Ninguém apareceu. Em nenhum momento. Parecia que estávamos na cidade cenográfica de algum filme – em cuja história havia um toque de recolher como o de Bacurau, ou uma tragédia que fez toda a população se mandar dali.

Guañacagua, um dos muitos povoados ao longo da Ruta del Desierto chilena que receberam missões jesuítas Foto: Thiago Lasco/Estadão

Heranças das missões

Nosso percurso pela Ruta del Desierto foi cruzando vários povoados que um dia receberam missões jesuítas: Codpa, Guañacagua, Timar, Ticnamar, Belén, Parinacota. Cada um não tem mais que 100 habitantes. A falta de perspectivas acaba expulsando os jovens para cidades maiores, como Arica, e o que fica são vilarejos que parecem entregues à própria sorte.

Um encontro improvável no meio do deserto: umasimpática família para quem demos carona. Ela havia crescido na região de Arica e constatou que, décadas depois, pouca coisa ali havia mudado Foto: Thiago Lasco/Estadão

Perdido nesse fim de mundo, um simpático casal andava com as duas filhas pequenas a tiracolo pela estrada de terra que liga Codpa a Guañacagua. Oferecemos carona à família e, nos poucos minutos que durou esse encontro tão improvável (como também seria improvável que surgisse mais alguém para ajudá-los), descobrimos que eles moravam em Valparaíso. A moça tinha resolvido voltar com o marido e as duas filhas à região de Arica, onde ela cresceu. “Nada aqui mudou”, ela constatou.

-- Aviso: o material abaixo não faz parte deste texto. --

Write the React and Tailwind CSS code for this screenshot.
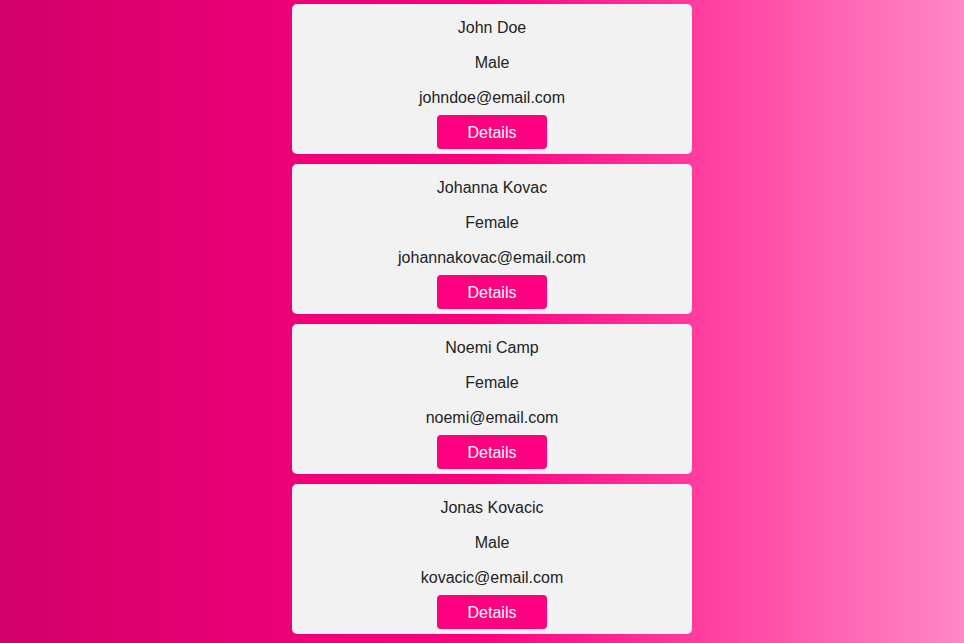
import React from 'react';

const users = [
    { name: 'John Doe', gender: 'Male', email: 'johndoe@email.com' },
    { name: 'Johanna Kovac', gender: 'Female', email: 'johannakovac@email.com' },
    { name: 'Noemi Camp', gender: 'Female', email: 'noemi@email.com' },
    { name: 'Jonas Kovacic', gender: 'Male', email: 'kovacic@email.com' },
];

const App = () => {
    return (
        <div className="min-h-screen w-full bg-[linear-gradient(to_right,#d2006a,#ff0080_50%,#ff88c6)] font-['Liberation_Sans',Arial,sans-serif] text-[16px] text-[#222]">
            <div className="flex flex-col items-center gap-[10px] pt-[4px] pb-[10px] pl-[20px]">
                {users.map((u) => (
                    <div key={u.email} className="w-[400px] h-[150px] bg-[#f2f2f2] rounded-[5px] flex flex-col items-center pt-[14px] pb-[5px]">
                        <p className="leading-[19px]">{u.name}</p>
                        <p className="leading-[19px] mt-[16px]">{u.gender}</p>
                        <p className="leading-[19px] mt-[16px]">{u.email}</p>
                        <button className="mt-[8px] w-[110px] h-[34px] bg-[#ff0080] text-white rounded-[4px] text-[16px] leading-[34px] pt-[1px]">
                            Details
                        </button>
                    </div>
                ))}
            </div>
        </div>
    );
};

export default App;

A igreja de San Francisco de Tours, em Codpa, é a segunda mais antiga do Chile Foto: Thiago Lasco/Estadão

As igrejas construídas pelos espanhóis ainda estão lá. Mas todas as que vimos estavam fechadas, talvez à espera de um futuro restauro. A primeira de nosso caminho, em Codpa, é a segunda mais antiga de todo o Chile. Construída no século 17, a Igreja de San Francisco de Tours teve as portas feitas com madeira de cactos nativos e as vigas, com álamos trazidos pelos espanhóis. O campanário (a torre do sino) é outro traço da influência ibérica. Os outros templos pelos quais passamos tinham as mesmas características.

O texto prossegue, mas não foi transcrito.